За окнами замелькала станция — пересадка. «Переход закрыт», — подумала Алька и тут же выскочила из вагона. Переход был открыт. Она в полном одиночестве вновь проехала по эскалатору, теперь уже наверх, и со спокойным облегчением поняла, что домой до шести утра теперь не попадет. Электронные часы на пустынной платформе показывали без трех минут час. Ровно в час двадцать Алька вышла на Преображенке. Светились ночные палатки, около них стояли кучки подвыпившей молодежи, под ногами валялись шкурки от бананов и цветочные обертки, оставшиеся от дневной торговли. Алька, не оглядываясь, шла к виднеющемуся на противоположной стороне шоссе Ленкиному дому. Она еще не знала, что скажет ей, и вообще не понимала, почему, вместо того чтобы поймать машину и ехать домой, она проделала этот подземный путь через всю Москву, но ноги сами шагали вперед — достаточно твердо и уверенно, а голова перестала кружиться окончательно.

Однако стоило Альке подойти к Ленкиному подъезду, как вся ее твердость тут же испарилась. Она в растерянности постояла у двери, поглядела на темные по большей части окна и побрела назад, к метро.

Чтобы собраться с духом, ей понадобился не один час. Она досконально изучила ассортимент торговых палаток и всех окрестных круглосуточных магазинов, пока полностью не окоченела на пронизывающем ветру. Тогда Алька зашла в маленькое ночное кафе. Там было тепло, играла тихая музыка. Алька взяла чашечку кофе и уселась в самый дальний уголок.

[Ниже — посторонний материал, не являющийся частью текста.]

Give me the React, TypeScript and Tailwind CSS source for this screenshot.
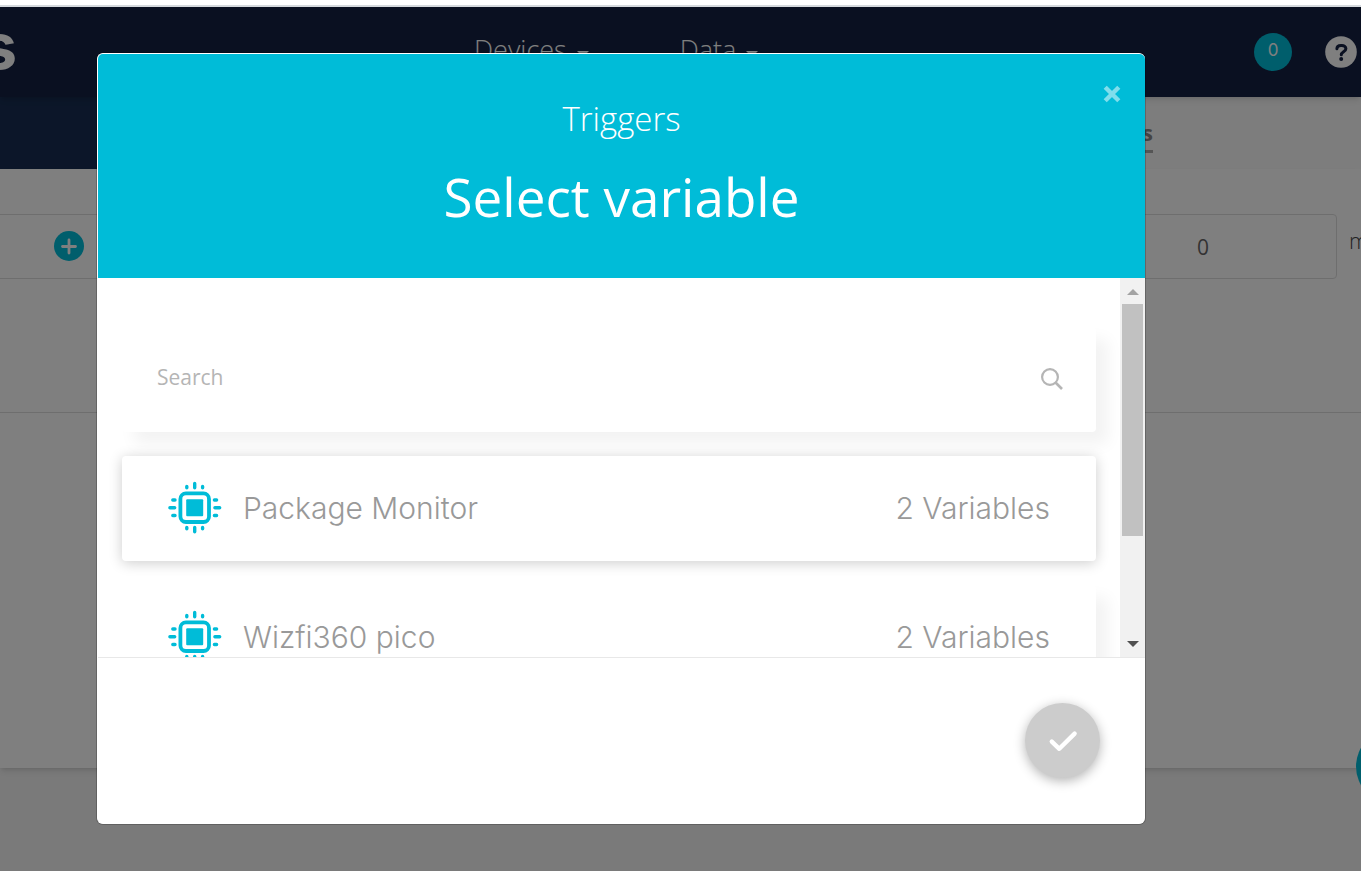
import React, { useState } from 'react';

const devices = [
  { id: 'package-monitor', name: 'Package Monitor', variables: 2 },
  { id: 'wizfi360-pico', name: 'Wizfi360 pico', variables: 2 },
];

const ChipIcon: React.FC = () => (
  <svg viewBox="0 0 54 54" className="h-[54px] w-[54px] shrink-0 text-[#00bcd8]" fill="none" stroke="currentColor" strokeLinecap="round" aria-hidden="true">
    <rect x="12.4" y="12.4" width="28.6" height="28.6" rx="5.5" strokeWidth="3.8" />
    <rect x="18.2" y="18.2" width="17" height="17" rx="1" fill="currentColor" stroke="none" />
    {/* Long pins */}
    <path d="M26.7 2.4v4.4M26.7 46.4v4.4M1.9 26.7h4.8M46.9 26.7h4.8" strokeWidth="3.4" />
    {/* Short pins */}
    <path
      d="M18.8 5.4v1.4M34.6 5.4v1.4M18.8 46.4v1.4M34.6 46.4v1.4M4.8 19h2.2M4.8 34.5h2.2M46.4 19h2.2M46.4 34.5h2.2"
      strokeWidth="3.4"
    />
  </svg>
);

const SearchIcon: React.FC = () => (
  <svg viewBox="0 0 22 22" className="h-[22px] w-[22px]" fill="none" stroke="currentColor" strokeWidth="2.2" aria-hidden="true">
    <circle cx="9" cy="9" r="7.9" />
    <path d="M14.5 14.5L21 21" strokeWidth="2.6" />
  </svg>
);

const CloseIcon: React.FC = () => (
  <svg viewBox="0 0 18 18" className="h-[18px] w-[18px]" fill="none" stroke="currentColor" strokeWidth="4.4" aria-hidden="true">
    <path d="M2.2 2.2L15.8 15.8M15.8 2.2L2.2 15.8" />
  </svg>
);

const CheckIcon: React.FC = () => (
  <svg viewBox="0 0 30 22" className="h-[22px] w-[30px]" fill="none" stroke="currentColor" strokeWidth="4.4" strokeLinecap="round" strokeLinejoin="round" aria-hidden="true">
    <path d="M3.8 11.6L11.3 18.8L26.6 3.6" />
  </svg>
);

const PlusIcon: React.FC = () => (
  <svg viewBox="0 0 30 30" className="h-[30px] w-[30px]" aria-hidden="true">
    <circle cx="15" cy="15" r="15" fill="#00bcd8" />
    <path d="M15 9v13M8.5 15.5h13" stroke="white" strokeWidth="2.8" strokeLinecap="round" />
  </svg>
);

const HelpIcon: React.FC = () => (
  <svg viewBox="0 0 32 32" className="h-8 w-8" fill="none" aria-hidden="true">
    <circle cx="16" cy="16" r="15.8" fill="white" />
    <path
      d="M11.9 12.8c0-2.2 1.7-3.3 4-3.3h1c2.3 0 4 1.3 4 3.2 0 3-4.6 3.2-4.6 6.1"
      stroke="#142143"
      strokeWidth="3"
      strokeLinecap="round"
    />
    <circle cx="16.2" cy="23" r="2" fill="#142143" />
  </svg>
);

const Caret: React.FC = () => (
  <span className="mt-[7px] border-x-[6px] border-t-[6px] border-x-transparent border-t-white" aria-hidden="true" />
);

const Page: React.FC = () => (
  <div className="flex min-h-screen flex-col overflow-hidden bg-[#f4f4f4]">
    <div className="h-[7px] border-b-2 border-[#d6dade] bg-white" />

    {/* Top bar */}
    <header className="relative flex h-[90px] items-center bg-[#142143] pr-1 text-white shadow-md">
      <a href="#home" className="flex w-[17px] justify-end overflow-hidden pb-3 font-['Inter',sans-serif] text-[64px] leading-[78px] font-bold">
        s
      </a>
      <nav className="ml-[457px] flex gap-[91px] pb-1 text-[27px] font-light">
        <a href="#devices" className="flex items-center gap-[10px]">
          Devices <Caret />
        </a>
        <a href="#data" className="flex items-center gap-[10px]">
          Data <Caret />
        </a>
      </nav>
      <div className="ml-auto flex items-center gap-[33px]">
        <span className="flex h-[38px] w-[38px] items-center justify-center rounded-full bg-[#00bcd8] pb-0.5 font-['Inter',sans-serif] text-[17px]">
          0
        </span>
        <button type="button" aria-label="Help">
          <HelpIcon />
        </button>
      </div>
    </header>

    {/* Tabs */}
    <div className="flex h-[72px]">
      <div className="w-1/2 bg-[#182d52]" />
      <div className="flex w-1/2 items-center justify-end bg-[#fafafa] pr-[208px]">
        <a href="#triggers" className="border-b-[3px] border-[#aaa] text-[22px] leading-9 font-bold text-[#888]">
          s
        </a>
      </div>
    </div>

    {/* Trigger form */}
    <main className="h-[599px] bg-white pt-[45px] shadow-md">
      <div className="flex h-[65px]">
        <div className="flex flex-1 items-center border-y border-[#ddd] pb-px pl-[54px]">
          <button type="button" aria-label="Add variable">
            <PlusIcon />
          </button>
        </div>
        <label className="flex items-center">
          <input
            type="text"
            defaultValue="0"
            aria-label="Minutes"
            className="h-full w-[268px] rounded-sm border border-[#ddd] text-center text-[21px] text-[#666]"
          />
          <span className="ml-3 w-3 overflow-hidden pb-3 text-[22px] font-light text-[#444]">m</span>
        </label>
      </div>
      <div className="mt-[133px] border-t border-[#ddd]" />
    </main>
  </div>
);

const Scrollbar: React.FC = () => (
  <div className="flex w-[25px] shrink-0 flex-col items-center justify-between bg-[#f1f1f1] pt-[11px] pb-[10px]" aria-hidden="true">
    <div className="flex flex-col items-center gap-[9px]">
      <div className="border-x-[6px] border-b-[6px] border-x-transparent border-b-[#a3a3a3]" />
      <div className="h-[232px] w-[21px] bg-[#c1c1c1]" />
    </div>
    <div className="border-x-[6px] border-t-[6px] border-x-transparent border-t-[#505050]" />
  </div>
);

const App: React.FC = () => {
  const [query, setQuery] = useState('');
  const [selected, setSelected] = useState('package-monitor');

  const visible = devices.filter((device) => device.name.toLowerCase().includes(query.toLowerCase()));

  return (
    <div className="relative font-['Open_Sans',sans-serif]">
      <Page />

      {/* Page action button, partly off screen */}
      <div className="absolute top-[729px] right-0 w-[5px] overflow-hidden">
        <button type="button" aria-label="Save" className="block h-[75px] w-[75px] rounded-full bg-[#00bcd8]" />
      </div>

      {/* Modal */}
      <div className="absolute inset-x-0 top-[7px] bottom-0 bg-black/50 pt-[46px] pr-[216px] pl-[97px]">
        <div
          role="dialog"
          aria-labelledby="modal-title"
          className="overflow-hidden rounded-md border border-r-0 border-white bg-white shadow-[0_0_0_1px_rgba(0,0,0,0.2)]"
        >
          <div className="relative h-[224px] bg-[#00bcd8] pt-10 text-center text-white">
            <button type="button" aria-label="Close" className="absolute top-[31px] right-6 text-white/50">
              <CloseIcon />
            </button>
            <p className="text-[33px] leading-[50px] font-light">Triggers</p>
            <h1 id="modal-title" className="mt-4 text-[53px] leading-[74px]">
              Select variable
            </h1>
          </div>

          <div className="flex h-[379px] overflow-hidden">
            <div className="flex flex-1 flex-col gap-6 overflow-hidden px-6 pt-[49px]">
              <div className="flex h-[105px] shrink-0 items-center rounded bg-white pr-[33px] pb-0.5 pl-[35px] text-[#b5b5b5] shadow-[12px_12px_16px_rgba(0,0,0,0.05)]">
                <input
                  type="text"
                  value={query}
                  onChange={(e) => setQuery(e.target.value)}
                  placeholder="Search"
                  aria-label="Search"
                  className="min-w-0 flex-1 pb-0.5 text-[21px] text-[#666] outline-none placeholder:text-[#b5b5b5]"
                />
                <SearchIcon />
              </div>

              {visible.map((device) => (
                <button
                  key={device.id}
                  type="button"
                  onClick={() => setSelected(device.id)}
                  className={`flex h-[105px] shrink-0 items-center rounded bg-white px-[46px] pb-0.5 font-['Inter',sans-serif] text-3xl font-light text-[#999] ${
                    selected === device.id
                      ? 'relative shadow-[0_2px_14px_rgba(0,0,0,0.2)]'
                      : 'shadow-[12px_12px_16px_rgba(0,0,0,0.05)]'
                  }`}
                >
                  <ChipIcon />
                  <span className="ml-[21px]">{device.name}</span>
                  <span className="ml-auto">{device.variables} Variables</span>
                </button>
              ))}
            </div>
            <Scrollbar />
          </div>

          <div className="flex h-[166px] items-center justify-end border-t border-[#e8e8e8] pr-[45px]">
            <button
              type="button"
              aria-label="Confirm"
              className="flex h-[75px] w-[75px] items-center justify-center rounded-full bg-[#ccc] text-white shadow-[0_3px_12px_rgba(0,0,0,0.3)]"
            >
              <CheckIcon />
            </button>
          </div>
        </div>
      </div>
    </div>
  );
};

export default App;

Ноги гудели от усталости, глаза в тепле сразу начали смыкаться. Время от времени Алька принималась клевать носом и даже видела какой-то сон. Она встряхивалась, с трудом поднимала отяжелевшую голову и ловила на себе любопытный взгляд красивого, похожего на испанца бармена. И тут же снова ее одолевала дремота.

Почти нетронутый кофе уже успел десять раз остыть, а смуглый красавец потерял всякий интерес к странной девушке со скрипкой, когда Алька наконец ощутила себя хоть немного отдохнувшей и готовой к встрече с Ленкой. Она расплатилась и вышла на улицу.

Ночь перевалила за середину. Теперь в Ленкином доме почти все окна были черны.